Charity's concerns as thousands of extra people die from heart problems
Almost 5,000 more people have died from heart problems than would be expected since the start of the coronavirus pandemic, a charity has warned.
The British Heart Foundation (BHF) told the PA news agency that there were 4,622 “excess deaths” from heart and circulatory diseases from the start of the pandemic to mid-October.
As the Covid-19 second wave sets in, the charity has urged people to not put off seeking care.
It has previously called for action after noticing that hundreds of relatively younger adults have also been dying in higher numbers than expected for heart problems.
The charity calculated that in the under-65s alone there has been more than 800 additional deaths.
It said that a number of factors could be behind the excess deaths including:
– People putting off seeking care for fear of “putting pressure” on the NHS
– Patients who delay seeking care for worrying symptoms for fear of contracting Covid-19 in health settings
– Delays to surgeries and routine heart care
As the nation went into lockdown in late March there was a significant fall in people seeking help for suspected heart attacks.
The BHF has said that in late March the number of people attending A&E with a suspected heart attack dropped by 50 per cent – but says numbers have since improved.
The charity reminded people that during the second national lockdown in England “the NHS is open for you”.
Dr Sonya Babu-Narayan, associate medical director at the British Heart Foundation, said: “We know that patients with heart and circulatory disease have been dying from it in numbers in excess of what we would expect since the beginning of the pandemic.
“And this is on top of also being at an increased risk of severe Covid-19 resulting in deaths.
“From the onset of the pandemic to October 16 there had been 4,622 excess deaths in England.
“I feel every death is a tragedy, no matter how old you are and what your circumstance, whether it’s from Covid-19 or not.
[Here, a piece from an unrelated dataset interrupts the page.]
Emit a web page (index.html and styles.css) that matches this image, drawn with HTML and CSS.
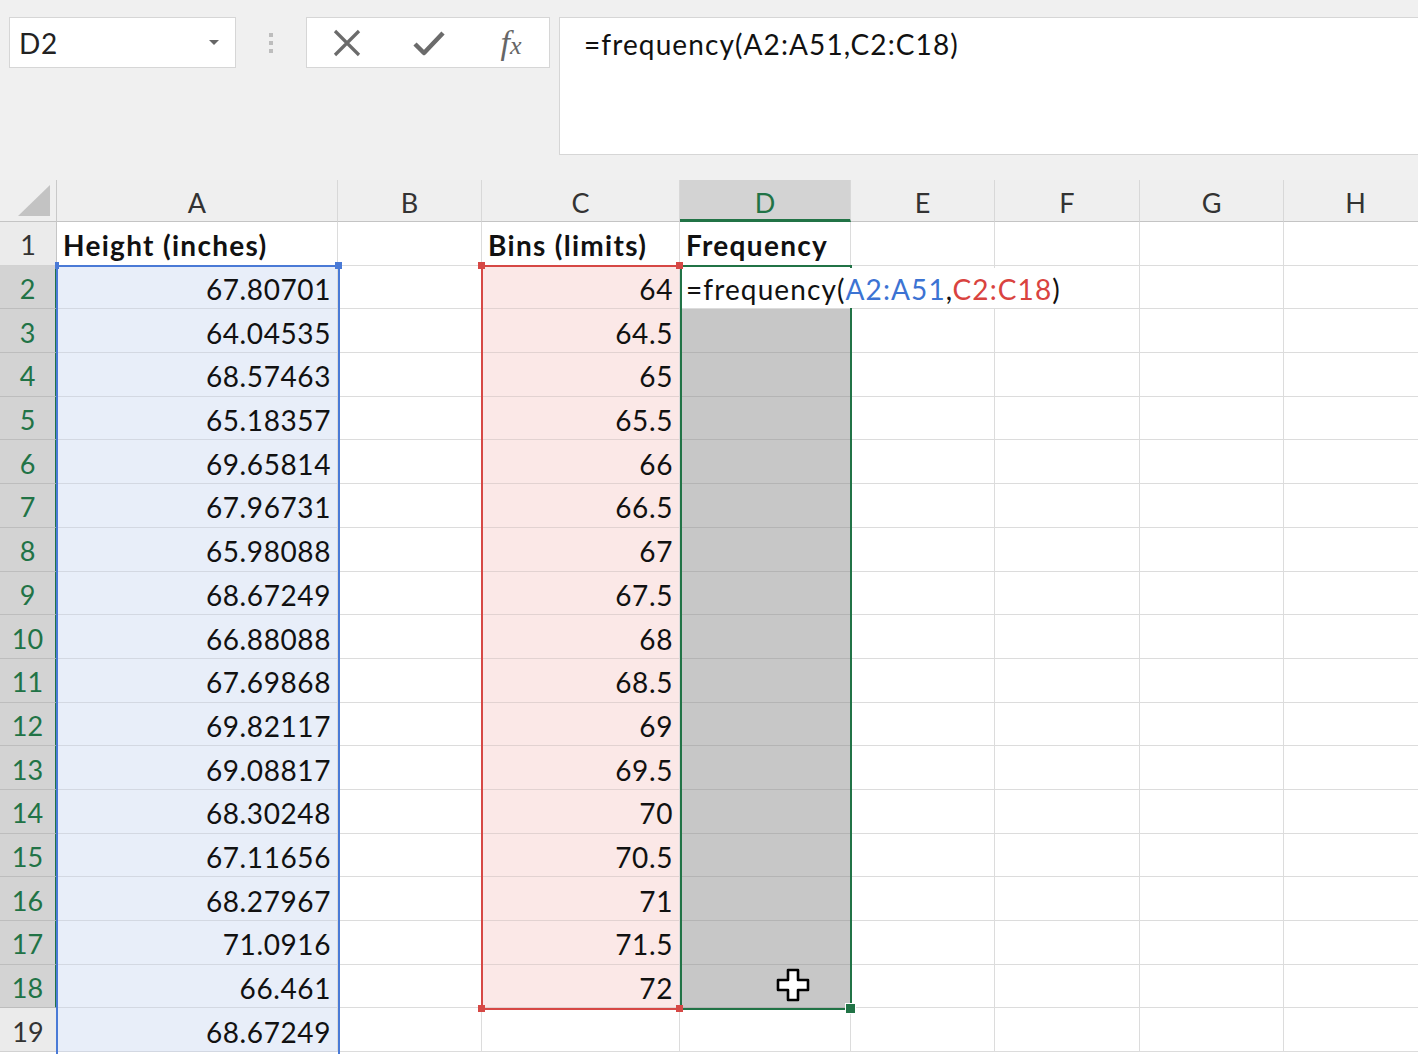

“Equally, going forward, we must learn lessons from this pandemic and it seems that it’s very important that we do maintain access to cardiovascular care despite the winter surge and coronavirus resurgence so that we can, wherever possible, reduce these excess deaths.”
Dr Babu-Narayan cited a YouGov poll which found that among patients who had noticed a worsening of their health conditions, 56 per cent didn’t seek help for it because they did not want to put pressure on the health service.
Dr Babu-Narayan, who is also a consultant cardiologist, said: “I wouldn’t want people to be so worried about protecting the NHS that the patient doesn’t get protection themselves.
“If you have a heart condition remember the NHS is open for you. And it’s here to protect you, rather than you having to worry about protecting it.”
She continued: “The NHS is ready for you if you have an emergency or life-threatening illness.
“So if you think you’re having a heart attack or you think you could be having a stroke – it’s vital that you still call 999 and go to the hospital. Every minute matters in terms of saving your life and avoiding disability from those conditions.
“For example if you’re getting more chest pain when you do things and that’s lasting for longer or you’re getting worse breathlessness when you do things …
“It’s really important you make sure you seek medical advice, because your situation may need to be reprioritized. And you may need to have your treatment brought forward or your investigation brought forward.
“If you are offered your regular check-up or appointment, don’t delay or reschedule because that could be a really important test for you to attend, and in no way is the lockdown intended to mean that you shouldn’t attend your hospital appointment when invited.”
Dr Nick Linker, national clinical director for heart disease for the NHS in England, said: “The NHS continued to offer treatment for urgent and routine heart problems throughout the pandemic and the number of people seeking emergency care quickly rebounded during the first wave, after some people had initial concerns about coming forward for care.
“Going into the second wave, hospitals are continuing to redesign services so that care can go ahead safely, and our message remains the same: if you have symptoms, help us help you by coming forward so we can get you the care you need.”